The Luxembourg regulator, the Commission de Surveillance du Secteur Financier (CSSF), explains on its website that this position is intended to "create a level playing field between EU AIFMs and non-EU AIFMs". The regulator has published a notification form, which must be submitted by non-EU AIFMs within two weeks of starting to pre-market in Luxembourg.

On the other hand, some EU jurisdictions may take a very restrictive approach. For example, in Denmark, where the barrier for third-country managers accessing capital is already very high given the onerous national private placement regime (NPPR), no pre-marketing at all seems to be allowed by non-EU AIFMs. Other Member States may follow suit, leading to further fragmentation across the EU.

How do placement agents and third-party AIFMs fit in?

The CSSF notification form assumes that only the AIFM will be signing and submitting to the regulator, raising the (unresolved) question of how third-country managers should proceed if they have a product in mind but haven't yet identified an AIFM.

The form for Luxembourg also asks how any third party carrying out pre-marketing on behalf of the non-EU AIFM is authorised, and the only check box options given are for EU authorised firms. This is in line with the rules for EU AIFMs. As we flagged in last year's technical guide, any third party carrying out pre-marketing on behalf of an EU AIFM must be either authorised as a Markets in Financial Instruments Directive (MiFID) II investment firm, a credit institution, a UCITS (undertakings for collective investment in transferable securities) management company or an AIFM, or acting as a MiFID tied agent.

This wrinkle – which is likely to arise in all jurisdictions that gold-plate the rules for non-EU AIFMs (pending any further clarification) – could create challenges for third-country managers seeking to use placement agents. UK placement agents, for example, don't meet these criteria in the post-Brexit world. The development could also test the third-party AIFM model, with host AIFMs in the EU charging extra fees and requiring more paperwork to carry out compliant pre-marketing on behalf of third-country managers. This model was already the subject of a review in the UK by the Financial Conduct Authority (FCA) this summer, which found weaknesses in governance structures, conflicts of interest management and operational controls.

Another question on managers' minds is whether and, if so, how non-EU staff can be involved in pre-marketing activities. Various solutions for these issues are being considered by the industry and advisers, but no easy answers are emerging.

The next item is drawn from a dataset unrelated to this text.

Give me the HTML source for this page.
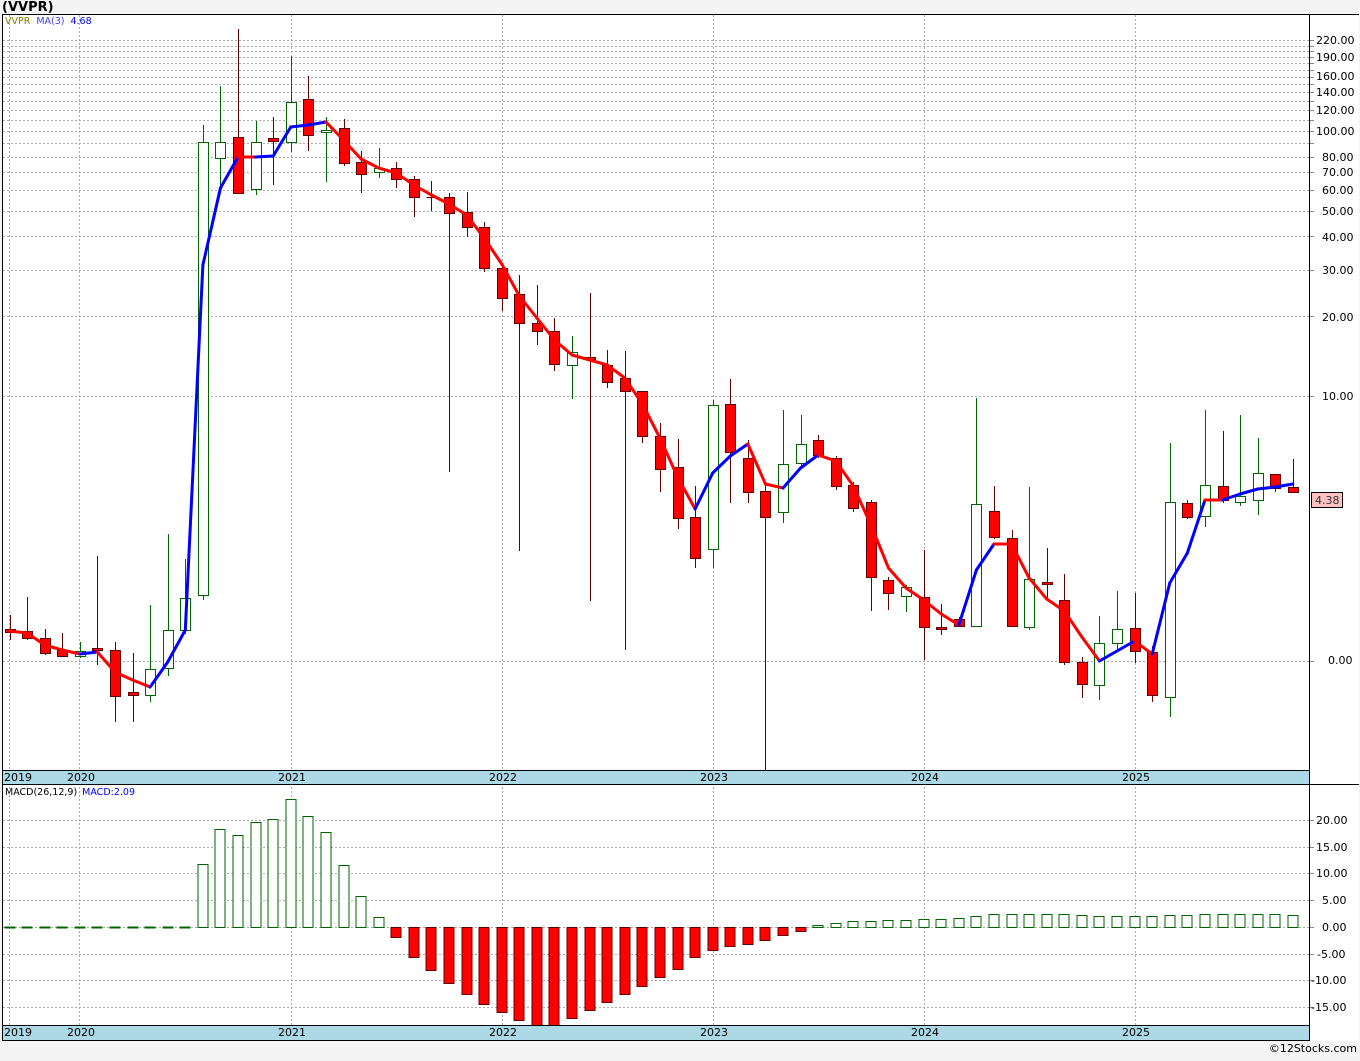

There are differing views in the market on how the pre-marketing rules affect third-country managers who want to pre-market in jurisdictions that have not gold-plated the rules, transposed the CBDF Directive or otherwise given guidance covering this area. This may lead to diverging approaches being taken by fund managers and service providers, which could further complicate the picture.

Will AIFMD II introduce further changes?

The delayed European Commission legislative proposal for a directive to amend the Alternative Investment Fund Managers Directive (AIFMD II) has finally landed (25 November 2021).

The Commission was required to review the marketing of alternative investment funds (AIFs) in Member States by non-EU AIFMs taking place through NPPRs (Article 69(1) AIFMD). AIFMD II does not make any changes to the AIFMD pre-marketing provisions, perhaps since these have only recently been introduced by the CBDF regime.

It's worth noting a few changes relating to fund marketing via NPPRs proposed as part of AIFMD II. Currently, the AIFMD includes a requirement for non-EU AIFMs and non-EU AIFs to be set up in jurisdictions that are not Financial Action Task Force non-cooperative countries or territories. Under AIFMD II, this would be replaced with a condition that they must not be established in jurisdictions identified as high risk under the EU's anti-money laundering rules (the Fourth Money Laundering Directive) – this list includes Mauritius.

There is also a new requirement that the fund manager and the fund must not be established in countries on the EU list of non-cooperative tax jurisdictions. At the moment, the new requirements should not otherwise present too many problems for third-country managers, but this remains subject to change. For example, the Cayman Islands were listed as a non-cooperative tax jurisdiction at one point last year before being removed from the list in October 2020.

The third-country passporting provisions in AIFMD are subject to similar changes, although there is still no sign this passport is likely to come online any time soon – EU countries favour different approaches and not all are supportive of activating the passport and switching off NPPRs.

Osborne Clarke comment

While the pre-marketing rules are beginning to bed down, the overall landscape remains far from harmonised, as we are seeing jurisdictions adopt different approaches. Moreover, many Member States have yet to transpose the CBDF Directive into national law at all – per the Commission's last count, only nine had reached full transposition status – so we have a while to wait for the full picture.

Transposition delays aside, further clarification may well be forthcoming in the shape of statements from national regulators, but for the moment the need to seek local pre-marketing advice on a jurisdiction-by-jurisdiction basis remains alive and well.